LPC decoding section 153 decodes quantized LPC using the input LPC code, and outputs the decoded LPC code to synthesis filter 162.
ACB decoding section 154 decodes the ACB vector using the pitch lag code, and outputs the decoded ACB vector to amplifier 157.
FCB decoding section 155 decodes the FCB vector using the FCB vector code, and outputs the decoded FCB vector to amplifier 158.
Gain decoding section 156 decodes the ACB gain and FCB gain using the gain code, and inputs the decoded ACB gain and FCB gain to amplifiers 157 and 158 respectively.
Adaptive codebook vector amplifier 157 multiplies the ACB vector input from ACB decoding section 154 by the ACB gain input from gain decoding section 156, and outputs the result to adder 159.
Fixed codebook vector amplifier 158 multiplies the FCB vector input from FCB decoding section 155 by the FCB gain input from gain decoding section 156, and outputs the result to adder 159.
Adder 159 adds together the vector input from adaptive codebook vector amplifier 157 and the vector input from fixed codebook vector amplifier 158, and inputs the addition result to synthesis filter 162 via switch 161.

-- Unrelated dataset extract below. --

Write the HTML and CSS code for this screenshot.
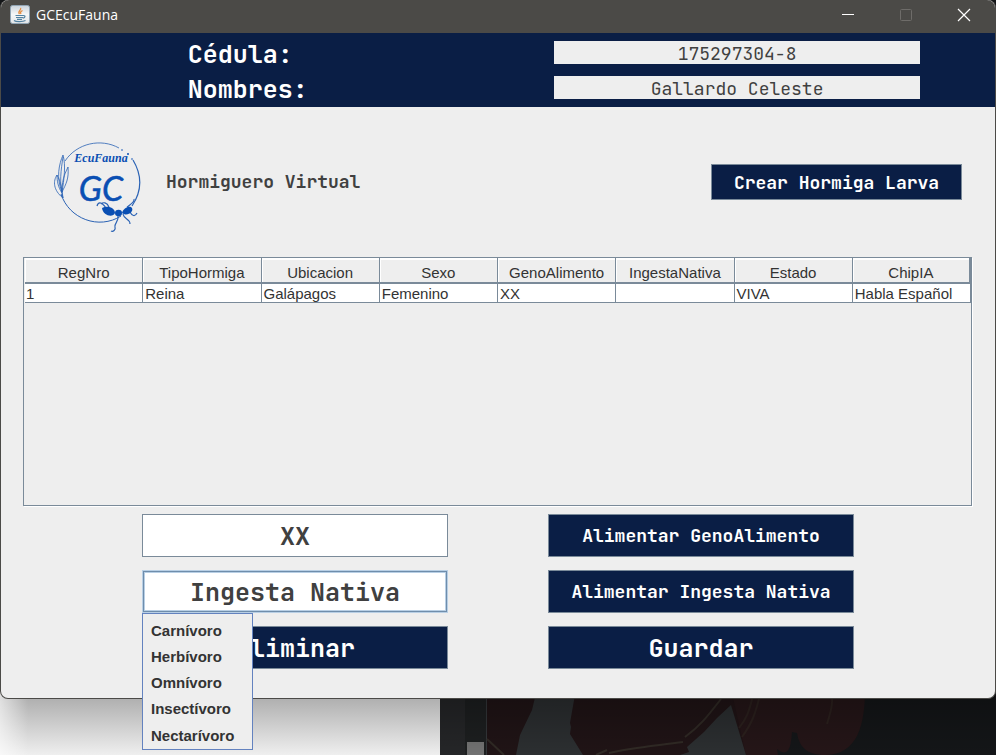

Preceding frame excitation decoding section 160 decodes the excitation signal using the pulse position code and pulse amplitude code input from demultiplexing section 151 and generates an excitation vector, and inputs this to synthesis filter 162 via switch 161.
Switch 161 has frame loss information indicating whether or not frame loss has occurred as input, and connects the input side to the adder 159 side if the frame being decoded is not a lost frame, or connects the input side to the preceding frame excitation decoding section 160 side if the frame being decoded is a lost frame.
Synthesis filter 162 configures an LPC synthesis filter using decoded LPC input from LPC decoding section 153, and drives this LPC synthesis filter with the signal input via switch 161 and generates a synthesized signal. This synthesized signal is a decoded signal, but is generally output as a final decoded signal after passing through postprocessing such as a post-filter.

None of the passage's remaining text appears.